BONIFACIO
Turner, 1992
Ignacio Ruiz Quintano
NUEVE
Los forasteros de El Paso I
El juego es una lírica representación de la vida, pero Bonifacio, harto al fin de tantos versos libres, resuelve cambiar el artificio de París por la industria de Bilbao, donde le ha salido un bien remunerado empleo en una imprenta.
En Bilbao, Bonifacio hace en seguida buenas migas con Luis Merino, propietario de la Galería Grisis, parada y fonda de los forasteros de El Paso, esos artistas decididos a preservar el falso cabujón del arte del peligro de estancamiento mesteño que fomenta el Régimen. No son muchos, pero se defienden con el mismo entusiasmo que Gary Cooper ponía en preservar el falso mechón de Lily Langtry de la gana mezquina del juez Roy Bean, que, como se sabe, era la ley al este del Pecos.
Luis Merino proporciona a Bonifacio un estudio abuhardillado donde poder pintar en los ratos libres que le dejan sus ocupaciones en la Imprenta Industrial, que le ha dado la oportunidad de instruirse en el dominio de los utensilios de las áreas gráficas.
De este modo, Bonifacio gana un concurso de murales para la Naval, y eso supone muchos murales para los barcos. La moda se expande, y todos los pudientes locales quieren tener un mural de Bonifacio, y Bonifacio, por una vez en su vida, se deja mecer en los brazos de esta opulencia detalladamente fea, pero no pierde de vista a la pintura.
La ventaja de Luis Merino es que no cobra derechos de los artistas que quieren exponer, y el propio Bonifacio, que ya ha hecho cuatro exposiciones en San Sebastián –dos en el Ateneo de Guipúzcoa y dos en la Galería Arana Darras–, inaugura en la Galería Grises su primera exposición bilbaína. Lo vende todo.
A la galería, y haciendo crujir sus enormes zapatos, llega un día el pintor Fernando Zóbel, el peregrino de la belleza, como lo llaman los críticos cursis. Bonifacio se entera de que Zóbel es un millonario coleccionista que en Harvard, siendo estudiante, pintó un retrato de T. S. Elliot, el “inverosímil compatriota de los Blues de Saint Louis”, en graciosa definición borgiana.
Para Bonifacio, en cualquier caso, Fernando Zóbel es un mecenas y un filántropo que ha fundado en Cuenca un Museo de Arte Abstracto, con la ayuda de Gustavo Torner, de Gerardo Rueda, de Eusebio Sempere y de Antonio Lorenzo.

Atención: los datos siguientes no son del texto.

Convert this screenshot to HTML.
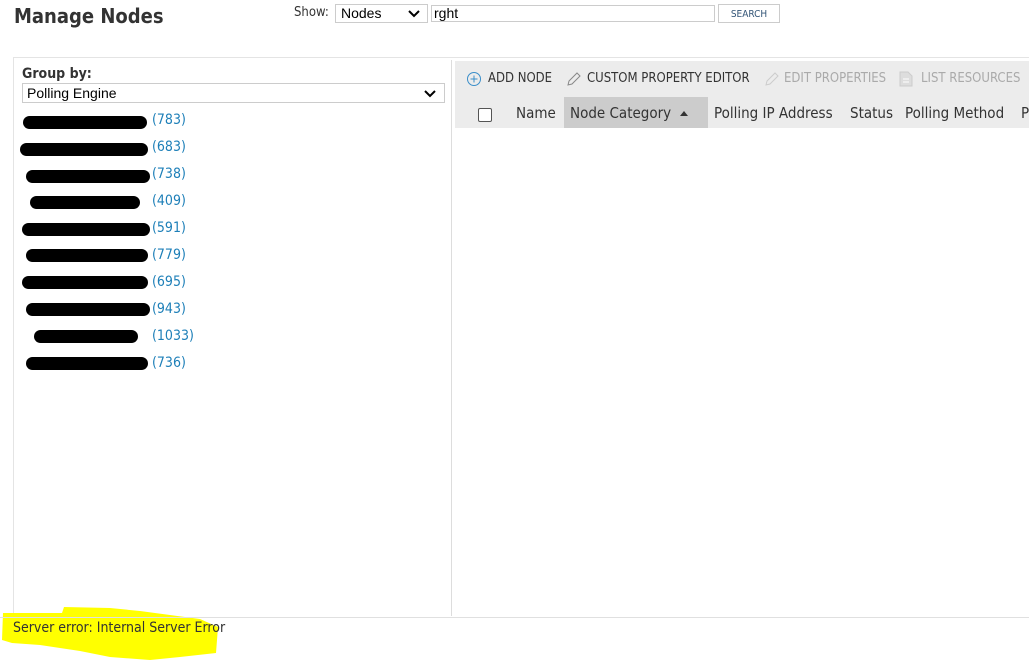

En la Galería Grises de Bilbao, Zóbel se fija en un par de cuadros, y después habla con Merino para saber dónde puede ver más obras de Bonifacio. Merino contesta que en la casa del pintor, que es una casa como de guerrero nórdico, con la puerta tan baja que los visitantes han de inclinarse para entrar: un guerrero sólo tendría que permanecer dentro de la casa y cortar con su espada la cabeza de los intrusos. Bonifacio todavía se sobrecoge al recordar la calamorrada que dio Zóbel en una viga de la entrada, pensando que allí había terminado el negocio, pero Zóbel, sobreponiéndose al aturdimiento, escoge dos cuadros y, con aire de refinada solvencia, le pide un precio al pintor. Bonifacio, algo escamado, exagera y contesta que cada cuadro vale treinta mil pesetas, aguardando, expectante, la señal para el regateo.
Aunque Bonifacio nunca ha sido un místico, siente en este momento la necesidad de ser exacto, y se agarra sin darse cuenta a la norma de Gertrude Stein, que en estos casos siempre mantenía que un cuadro, o bien vale trescientas pesetas, o bien vale trescientas mil, con lo que Bonifacio apuesta por lo grandioso, que es lo que íntimamente le parecen treinta mil pesetas por uno de esos cuadros que además, de haber dispuesto de más tiempo, habría deseado mejorar.
Lo que Bonifacio no podía esperar era que Zóbel, en lugar de alarmarse, aceptara la oferta como lo hizo: con apremiada obsecuencia, el peregrino de la belleza primero dijo sí, y luego, acompañando sus palabras con gestos que traslucían admiración, dijo que cada cuadro no valía menos de cincuenta mil pesetas, entregando en mano cien billetes de mil, que es cuando Bonifacio pensó que Fernando Zóbel era de esa clase de hombres excéntricos que tienen la calamidad de no escuchar su propio juicio.